Last week, see the onset of full trading activity in the shares of Saudi Arabia’s flagship oil company, Aramco.
Through a combination of wooing local retail investors via preferential loans, threatening wealthy Saudis with the sort of treatment they had during their imprisonment in the Ritz Carlton in 2017, and inveigling the two principal credit ratings agencies to toe the exact Saudi line on the ‘lack of significance’ of the ‘Houthi’ attacks on Abqaiq and Khurais, the Saudis have finally been able to sell off a part of Aramco.
It may be nearly three years late, only around one-third of the original amount intended, have no foreign listing, and be priced to value the entire company at much less than the US$2 trillion that Crown Prince Mohammad Bin Salman (MBS) had staked his reputation on but it is done.

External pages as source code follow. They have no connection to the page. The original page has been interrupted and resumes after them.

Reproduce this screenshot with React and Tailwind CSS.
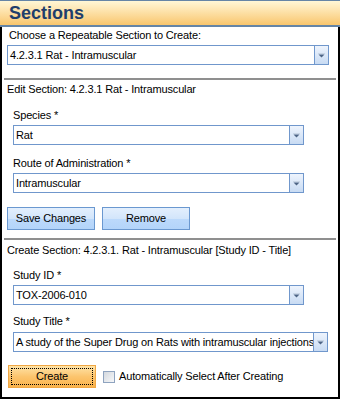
import React, { useState } from 'react';

const Combo = ({ value, className }) => (
  <div className={`flex h-[20px] border border-[#7097cc] bg-white ${className}`}>
    <div className="flex-1 overflow-hidden whitespace-nowrap pl-[2px] leading-[18px] text-black">{value}</div>
    <div className="flex w-[14px] items-center justify-center border-l border-[#7097cc] bg-gradient-to-b from-[#eef4fd] to-[#c8dbf3]">
      <svg width="7" height="5" viewBox="0 0 7 5">
        <rect x="0" y="0" width="7" height="1" fill="#c9d6e6" />
        <polygon points="0.5,1.5 6.5,1.5 3.5,4.5" fill="#4d6485" />
      </svg>
    </div>
  </div>
);

const Label = ({ children, className }) => (
  <div className={`h-[13px] leading-[13px] whitespace-nowrap text-black ${className}`}>{children}</div>
);

const BlueButton = ({ children, className }) => (
  <button className={`relative h-[23px] w-[88px] overflow-hidden border border-[#6a98d0] text-black ${className}`}>
    <span className="absolute inset-x-0 top-0 h-1/2 bg-gradient-to-b from-[#e3effd] to-[#d2e5fb]" />
    <span className="absolute inset-x-0 bottom-0 h-1/2 bg-gradient-to-b from-[#bcd9fb] to-[#b3d4fa]" />
    <span className="relative leading-[21px]">{children}</span>
  </button>
);

const App = () => {
  const [autoSelect, setAutoSelect] = useState(false);

  return (
    <div className="h-[399px] w-[340px] bg-white text-[11px] tracking-[-0.15px] font-['Liberation_Sans',Arial,sans-serif]">
      <div className="flex h-[27px] items-center border-t border-b-2 border-[#6585a6] bg-gradient-to-b from-[#fff7d6] to-[#f9c66c] pl-[9px]">
        <span className="text-[18px] font-bold leading-none tracking-normal text-[#1f3e6c]">Sections</span>
      </div>

      <div className="flex h-[372px] flex-col border-x-2 border-b-2 border-black">
        <Label className="mt-[2px] ml-[7px]">Choose a Repeatable Section to Create:</Label>
        <Combo value="4.2.3.1 Rat - Intramuscular" className="mt-[3px] ml-[5px] w-[322px]" />

        <div className="mt-[13px] ml-[2px] h-[2px] w-[332px] bg-[#8f8f8f]" />

        <Label className="mt-[3px] ml-[5px]">Edit Section: 4.2.3.1 Rat - Intramuscular</Label>
        <Label className="mt-[13px] ml-[11px]">Species *</Label>
        <Combo value="Rat" className="mt-[3px] ml-[11px] w-[291px]" />
        <Label className="mt-[12px] ml-[11px]">Route of Administration *</Label>
        <Combo value="Intramuscular" className="mt-[3px] ml-[11px] w-[291px]" />

        <div className="mt-[14px] ml-[5px] flex gap-[7px]">
          <BlueButton>Save Changes</BlueButton>
          <BlueButton>Remove</BlueButton>
        </div>

        <div className="mt-[8px] ml-[2px] h-[2px] w-[332px] bg-[#8f8f8f]" />

        <Label className="mt-[4px] ml-[5px]">Create Section: 4.2.3.1. Rat - Intramuscular [Study ID - Title]</Label>
        <Label className="mt-[12px] ml-[11px]">Study ID *</Label>
        <Combo value="TOX-2006-010" className="mt-[3px] ml-[11px] w-[291px]" />
        <Label className="mt-[10px] ml-[11px]">Study Title *</Label>
        <Combo value="A study of the Super Drug on Rats with intramuscular injections" className="mt-[4px] ml-[11px] w-[315px]" />

        <div className="mt-[13px] ml-[6px] flex items-center">
          <button className="h-[23px] w-[88px] border border-[#f0a745] bg-gradient-to-b from-[#fee3a6] via-[#fcc56e] to-[#fab24a] p-[2px] text-black">
            <span className="block h-full w-full border border-dotted border-black leading-[15px]">Create</span>
          </button>
          <label className="ml-[7px] flex items-center">
            <span
              onClick={() => setAutoSelect(!autoSelect)}
              className="flex h-[12px] w-[12px] items-center justify-center border border-[#8ea3bf] bg-gradient-to-br from-[#d3d8de] to-[#f6f7f9]"
            >
              {autoSelect && <span className="text-[9px] leading-none text-[#2a4a7a]">✓</span>}
            </span>
            <span className="ml-[4px] text-black">Automatically Select After Creating</span>
          </label>
        </div>
      </div>
    </div>
  );
};

export default App;
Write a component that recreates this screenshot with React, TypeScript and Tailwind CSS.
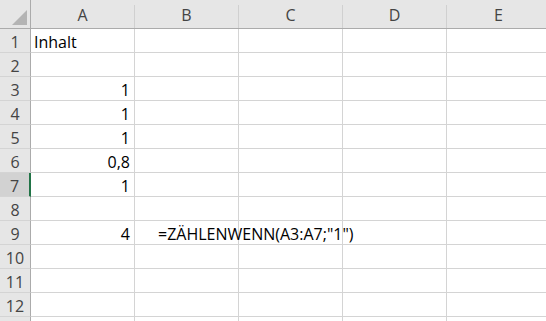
import React from 'react';

const cols = ['A', 'B', 'C', 'D', 'E'];

// row number -> [A, B]
const data: Record<number, { a?: string; aRight?: boolean; b?: string }> = {
    1: { a: 'Inhalt' },
    3: { a: '1', aRight: true },
    4: { a: '1', aRight: true },
    5: { a: '1', aRight: true },
    6: { a: '0,8', aRight: true },
    7: { a: '1', aRight: true },
    9: { a: '4', aRight: true, b: '=ZÄHLENWENN(A3:A7;"1")' },
};

const rows = Array.from({ length: 13 }, (_, i) => i + 1);

export default function App() {
    return (
        <div
            className="w-[546px] h-[321px] overflow-hidden bg-white text-[16px] text-black"
            style={{ fontFamily: '"Open Sans", "Liberation Sans", sans-serif' }}
        >
            <div className="grid grid-cols-[31px_104px_104px_104px_104px_104px] grid-rows-[29px] auto-rows-[24px]">
                {/* corner */}
                <div className="bg-[#e6e6e6] border-r border-b border-[#ababab] relative">
                    <svg className="absolute left-0 top-0" width="31" height="29" viewBox="0 0 31 29">
                        <polygon points="12,25 27,10 27,25" fill="#b4b4b4" />
                    </svg>
                </div>
                {cols.map(c => (
                    <div key={c} className="bg-[#e6e6e6] border-b border-[#ababab] flex items-end">
                        <div className="flex-1 h-full flex items-center justify-center text-[#444] pt-[2px]">{c}</div>
                        <div className="w-px h-[23px] bg-[#d0d0d0]" />
                    </div>
                ))}

                {rows.map(r => {
                    const d = data[r] || {};
                    const sel = r === 7;
                    return (
                        <React.Fragment key={r}>
                            <div
                                className={`flex items-center justify-center border-b border-[#d4d4d4] text-[#444] pt-[2px] ${sel ? 'bg-[#d2d2d2] border-r-2 border-r-[#217346]' : 'bg-[#e6e6e6] border-r border-r-[#ababab]'}`}
                            >
                                {r < 13 ? r : ''}
                            </div>
                            <div
                                className={`flex items-center border-r border-b border-[#d4d4d4] whitespace-nowrap pt-[2px] ${d.aRight ? 'justify-end pr-[4px]' : 'pl-[3px]'}`}
                            >
                                {d.a}
                            </div>
                            <div className="flex items-center border-r border-b border-[#d4d4d4] whitespace-nowrap pt-[2px] pl-[23px] overflow-visible relative z-10">
                                {d.b}
                            </div>
                            <div className="border-r border-b border-[#d4d4d4]" />
                            <div className="border-r border-b border-[#d4d4d4]" />
                            <div className="border-r border-b border-[#d4d4d4]" />
                        </React.Fragment>
                    );
                })}
            </div>
        </div>
    );
}
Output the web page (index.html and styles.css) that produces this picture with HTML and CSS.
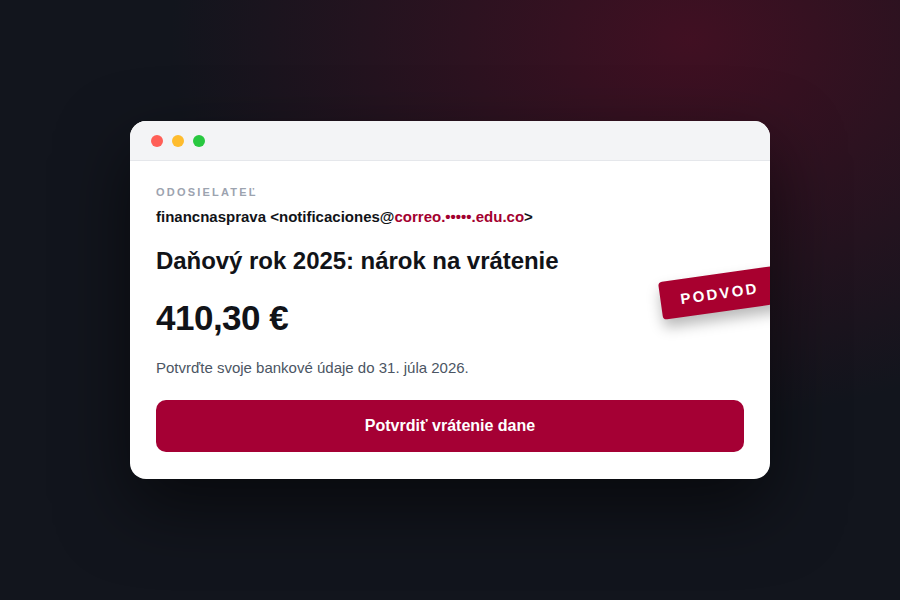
FILE: index.html
```html
<!DOCTYPE html>
<html lang="sk">
<head>
<meta charset="utf-8">
<link rel="stylesheet" href="styles.css">
</head>
<body>
<div class="stage">
  <div class="window">
    <div class="titlebar">
      <span class="dot red"></span>
      <span class="dot yellow"></span>
      <span class="dot green"></span>
    </div>
    <div class="body">
      <div class="label">ODOSIELATEĽ</div>
      <div class="sender">financnasprava &lt;notificaciones@<span class="domain">correo.•••••.edu.co</span>&gt;</div>
      <h1 class="subject">Daňový rok 2025: nárok na vrátenie</h1>
      <div class="amount">410,30 €</div>
      <p class="note">Potvrďte svoje bankové údaje do 31. júla 2026.</p>
      <button class="cta">Potvrdiť vrátenie dane</button>
    </div>
    <div class="stamp">PODVOD</div>
  </div>
</div>
</body>
</html>
```

FILE: styles.css
```css
* { box-sizing: border-box; }
html, body { margin: 0; height: 100%; }
body {
  font-family: "Liberation Sans", Arial, sans-serif;
  background: #12151d;
}
.stage {
  width: 900px;
  height: 600px;
  display: flex;
  align-items: center;
  justify-content: center;
  background:
    radial-gradient(ellipse 520px 380px at 690px 40px, rgba(80, 14, 36, 0.75), rgba(80, 14, 36, 0) 100%),
    #12151d;
}
.window {
  position: relative;
  width: 640px;
  height: 358px;
  background: #ffffff;
  border-radius: 16px;
  overflow: hidden;
  box-shadow: 0 28px 70px rgba(0, 0, 0, 0.55);
}
.titlebar {
  height: 40px;
  background: #f3f4f6;
  border-bottom: 1px solid #e5e7eb;
  display: flex;
  align-items: center;
  gap: 9px;
  padding-left: 21px;
}
.dot { width: 12px; height: 12px; border-radius: 50%; }
.red { background: #ff5f57; }
.yellow { background: #febc2e; }
.green { background: #28c840; }
.body {
  padding: 24px 26px 26px;
}
.label {
  font-size: 11px;
  font-weight: 700;
  letter-spacing: 2.2px;
  color: #9ca3af;
  line-height: 14px;
}
.sender {
  margin-top: 9px;
  font-size: 15px;
  font-weight: 700;
  color: #111318;
  line-height: 18px;
}
.domain { color: #a3002f; }
.subject {
  margin: 20px 0 0;
  font-size: 24px;
  font-weight: 700;
  color: #111318;
  line-height: 30px;
  letter-spacing: -0.05px;
}
.amount {
  margin-top: 21px;
  font-size: 35px;
  font-weight: 700;
  color: #111318;
  line-height: 42px;
  letter-spacing: -0.5px;
}
.note {
  margin: 19px 0 0;
  font-size: 15px;
  color: #4b5563;
  line-height: 20px;
}
.cta {
  margin-top: 22px;
  width: 100%;
  height: 52px;
  border: 0;
  border-radius: 10px;
  background: #a50034;
  color: #ffffff;
  font-family: "Liberation Sans", Arial, sans-serif;
  font-size: 16px;
  font-weight: 700;
}
.stamp {
  position: absolute;
  left: 530px;
  top: 152px;
  width: 130px;
  height: 38px;
  background: #a8002f;
  color: #ffffff;
  font-size: 15px;
  font-weight: 700;
  letter-spacing: 2.3px;
  display: flex;
  align-items: center;
  padding-left: 20px;
  border-radius: 4px;
  transform: rotate(-8deg);
  box-shadow: 0 8px 14px rgba(0, 0, 0, 0.28);
}
```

The shares are to be finally priced at the top end of the initial range, at SAR 32 ($8), according to Saudi sources. The problem with this is that within the coming year Aramco shares could well be valued at US$0.
The reason for this is not connected to the fact that Aramco does not actually own any of the sites from which it extracts oil and gas – not a single field, not a single well. It is not connected to the fact that it is used as a conduit to fund the latest harebrained social or vanity projects that are nothing to do with its core business – including developing a USS5 billion ship repair and creating the King Abdullah University of Science and Technology.
And nor is it connected to the mathematically impossible assertion by the Saudis that its oil reserves have remained at basically the same level for the last 30 or more years despite Saudi pumping an average of nearly three billion barrels of oil every year from 1973 to the end of 2017 – totalling 132 billion barrels – with no new significant oil finds were made during that period.
It is not even connected to the multiple class-action lawsuits that Saudi Arabia is facing from the families of the ‘9-11’ terrorist attacks for its part in them (15 of the 19 hijackers were Saudi nationals) nor to MBS personally giving the order to murder journalist Jamal Khashoggi, according to the CIA, among many others.
These, though, were key reasons why no listing for Aramco took place in the U.S., and indeed the U.K.
The actual killer blow for Aramco is on the cards from the renewed impetus to finally get U.S. President Donald Trump to sign the ‘No Oil Producing and Exporting Cartels’ (NOPEC) Bill, as examined in depth in my new book on the oil markets. This Bill has a broad mandate, making it illegal to artificially cap oil (and gas) production or to set prices. Clearly, fixing (and later heavily influencing) oil pricing is the very reason why OPEC was established in 1960, Saudi Arabia has been its de facto leader ever since, and Aramco is the prime vehicle through which Saudi Arabia’s production and pricing strategies (and those of OPEC) are implemented. Nobody from the Saudi side seemed to have twigged to the fact that there was a major legal issue in this context from both the U.S. and U.K. perspective as both have anti-trust (or anti-monopoly) regulations with real practical bite.
With Aramco being the key instrument used to manage the oil market by the Saudis, even though it is not directly involved in making the policy, the anti-trust legislation of the U.S. and U.K. can point to Aramco as being collusive in price-fixing through adjusting output to manage oil prices. Conversely, once the Bill is enacted, if Aramco did abide by the anti-trust regulations then Saudi would have to give up its role at the head of OPEC, which clearly it would not wish to do.
In addition to all of this, the NOPEC Bill immediately removes all sovereign immunity that presently exists in U.S. courts for OPEC as a group and for its individual member states – including, Saudi Arabia. According to legal sources in Washington familiar with the legislation and spoken to by OilPrice.com last week, this would open up Saudi’s US$1 trillion or so of assets in the U.S. to be seized in lawsuits.
It would also mean that trading in Aramco’s products – including oil and gas – would be subject to the anti-trust legislation, meaning the prohibition of sales in US dollars (oil, of course, is priced in US dollars), and would also mean the eventual break-up of Aramco into much smaller constituent companies that are not capable of influencing the oil price if the Saudis could offer up no other way of complying with the anti-trust laws.